Monday, September 30, 2013

"Mongols in America"

     I have often heard my friends lament that America did not have a medieval heritage like that of Western Europe. Although we were founded by western European powers, we might have had men with titles of Lord this or that, we did not have the history of knights or men-at-arms fighting great battles or sieges, with Catapults and Trebuchets flinging dramatic boulders at garrisons bravely defending their keep. But that is not to say we did not have an incredibly effective form of medieval combat that stymied Western European Colonial attempts.

    Anthropologists often will talk about a concept called parallel evolution. This is where disparate groups of humans often divided by large geographic distances or even epochs of time, develop similar technologies. The fate of the people who have tied their future to the development and nurturing of horses, allows for a certain set of variables that generally only differ in the actual time of the cultures development and their environment with which the people find themselves in.

    The Scythians were chronicled by Herodotus as one of the all time masters of what would later become the Southern Ukrainian and Russian steppes. Their descendants became the Sarmatians to the Romans and later in the early part of the Medieval world, the Alan people. The Parthians were another horse culture. We have the Magyar of Hungary. And later the bad boys of the XIII Century, the Mongols. Not to mention the Persians who were the bitterest of foes to the Mongols.

     All of whom developed a strong horse bow, mounted archer form of combat. Along with lancers and horsemen who would throw lariats at their foes so they could capture their enemies horse. It was a constantly changing fluid form of combat. It could be effective in the extreme. Mounted horse combat involves a large degree of deception coupled with the ability to cover large amounts of distance in a short time frame with the ability to communicate, while using the local terrain to your advantage. Until the advent of the Walker Colt Pistol, it was also one of the most effective forms of combat man has ever developed. It also goes a long way to explaining why Cavalry or mounted armoured vehicular combat has stayed with us in one form or another to this day.

Mongol Horse Archers, circa 1430
Wikipedia Public Domain

     Recently I was given a new book to read by my father. It is called Empire of the Summer Moon. By S.C. Gwynne. It is a vibrant read about the Comanche dominance of the Western American plains and what is euphemistically called the Comanche Empire. Gwynne tells how first the Spanish colonial efforts, later the French and even later still Texas authorities and settlers are defeated in combat by the Comanche bands.
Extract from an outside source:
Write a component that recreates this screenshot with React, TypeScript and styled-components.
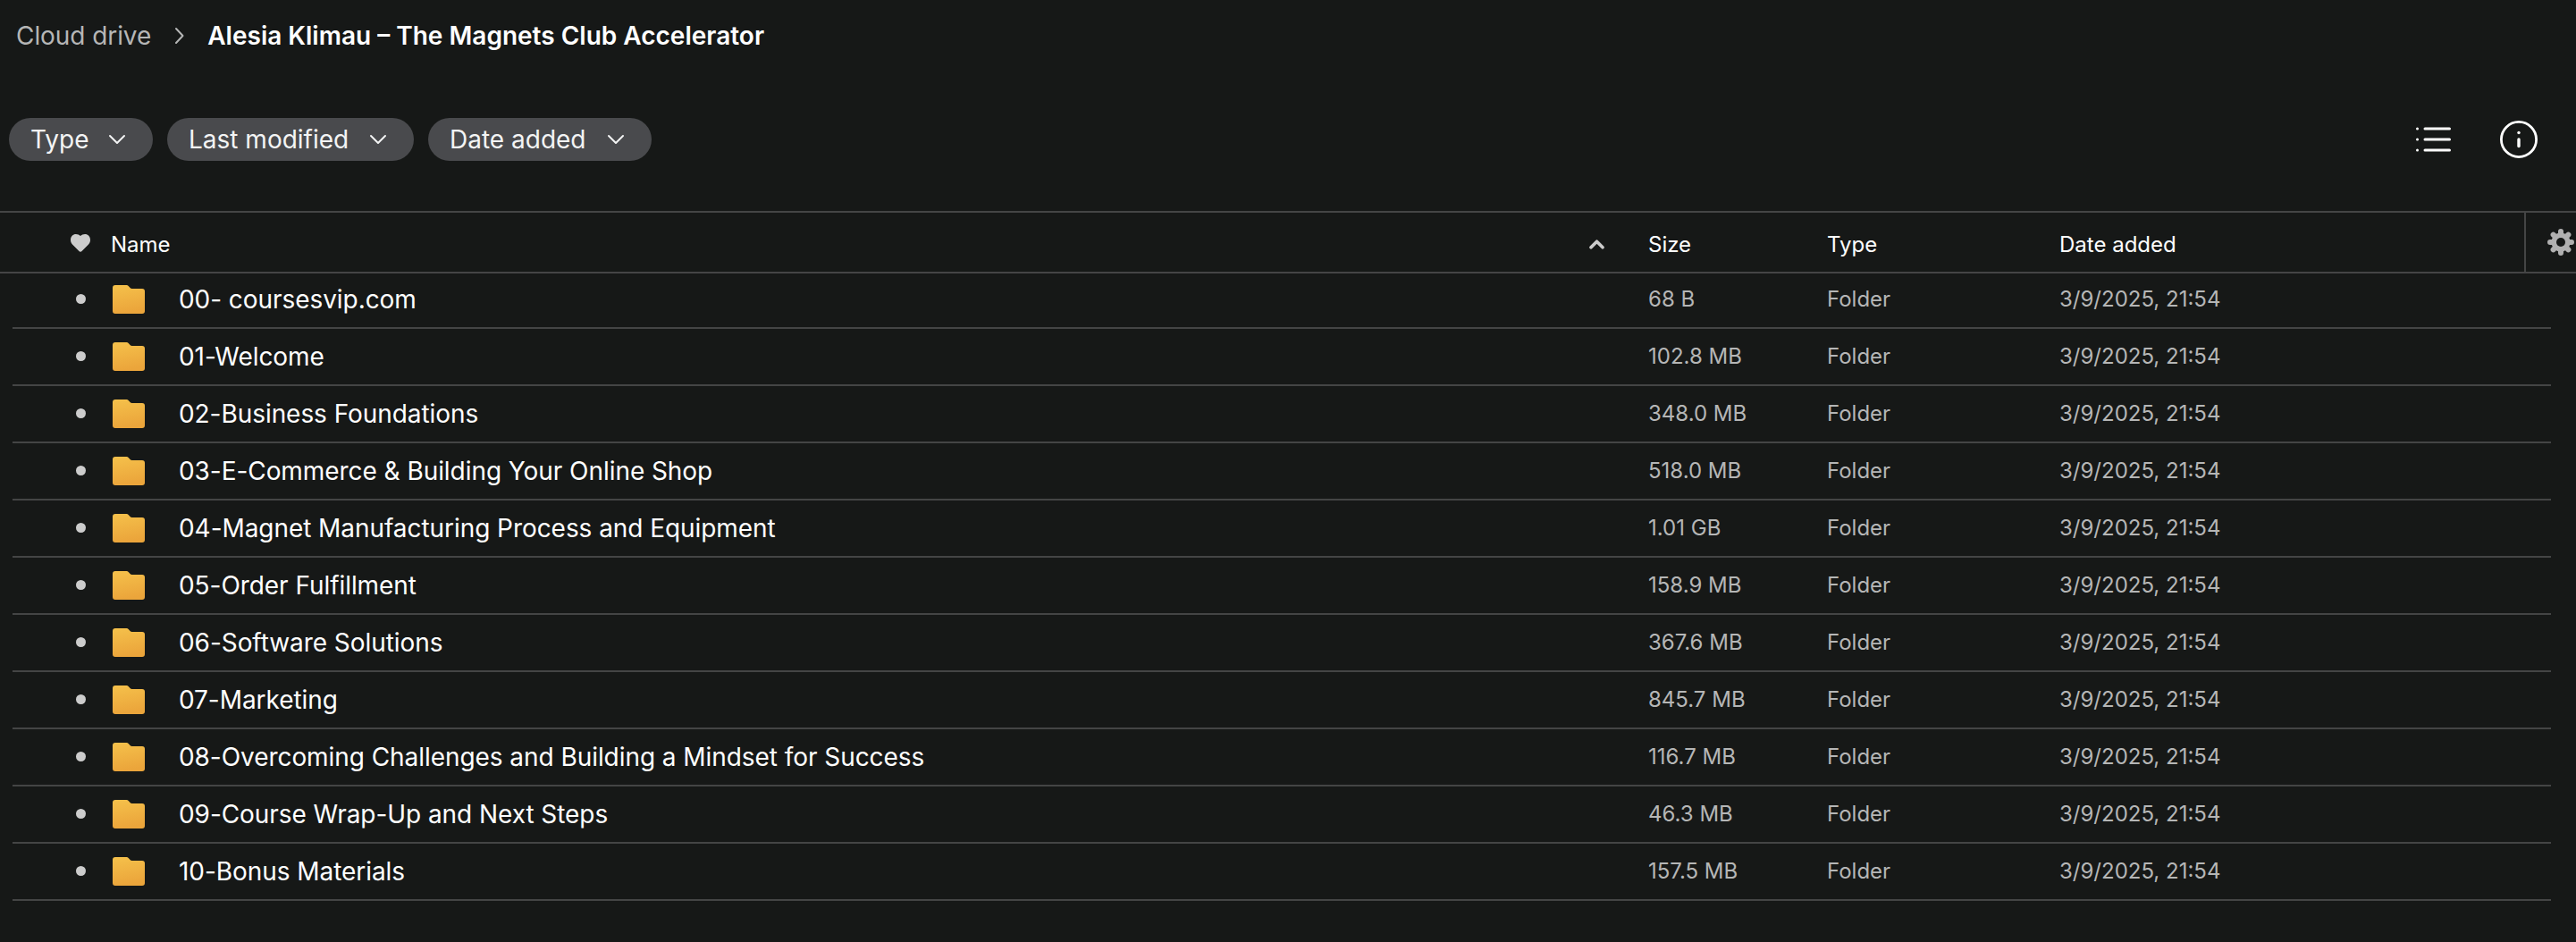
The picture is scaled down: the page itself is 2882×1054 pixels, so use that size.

    One of the things we need to clear up is the use of the word nation. The Comanche were a people, most of whom prior to 1680 were a part of the greater Shoshone ethno-group, Until they were able to get horses from the Pueblo Indians in their revolt against Spanish authorities. Shortly thereafter they quickly became a group with a separate identity on their own. But as a rule, they were not a nation. They were broken into several large groups or bands. They had leaders of the various groups, but the concept of a Chief was again something the white man placed upon them.

      Gwynne's retelling of the conflict with the Comanches is paralleled by his account of the Texas family named Parker. The Parker's built what could be called a palisade fort on the Texas frontier border not too far from what is the present day Dallas/Ft Worth Metropolis. In 1836 The Comanches along with several groups of Kiowas, Caddos and Wichita Indians attacked the fort. They killed several members of the Parker family and made off with Cynthia Ann Parker and her brother John Richard Parker. Cynthia Ann Parker was made a member of the Comanche band that had attacked her family. She eventually married a Comanche leader by the name of Nacona and had three children by him. One of who was  Quanah Parker, the last war leader of the Comanche.  

     Gwynne's telling of the four decade long struggle to conquer the Comanche details just how hard and brutal the war was. As much as we have seen movies like "Dances with Wolves" it was the defeat of the Comanche and not the Sioux which led to the development of the American West.

     The Comanches like the Mongols had been on a steep learning curve since 1680 when they received their first horse herds. The soon realized that mounted horseback archery and lance work were the most effective tools they had in their tool box. I won't give too many details about some of the battles chronicled in this book, but time and time again I am reminded of the tactics used by the Mongols in their invasion of Western Europe.

     If met with a large force, the Comanche would ride away, drawing out their enemies in long lines of running horses. they would fire Parthian Shots over the backs of their horses, to antagonize their opponents. When their enemies horses would begin to tire, they would suddenly wheel and begin liberally peppering their foes with arrow.-Several accounts in the book talk about white men firing off one shot to the Comanches five arrows.

     The Comanche were ultimately defeated by having their primary food source slaughtered almost into extinction. It should be noted the killing of the American Bison will go down as one of, if not the largest voluntary mass killings of a mammal in human history. The second force that caused their downfall was the emergence of XIX Century technology in the form of multiple shot firearms, coupled with a Government's iron will to see them either reduced entirely, or beaten to the point they would no longer have any influence or validity.

     I would give this book three out of five stars if I rated on that basis. It is my opinion that this is a good introductory offering into American History of the era. Although there is in my opinion too large of a reliance upon sensationalist newspaper accounts from the day and not enough of hard research. It is however a gripping read and one that I believe will keep you entertained.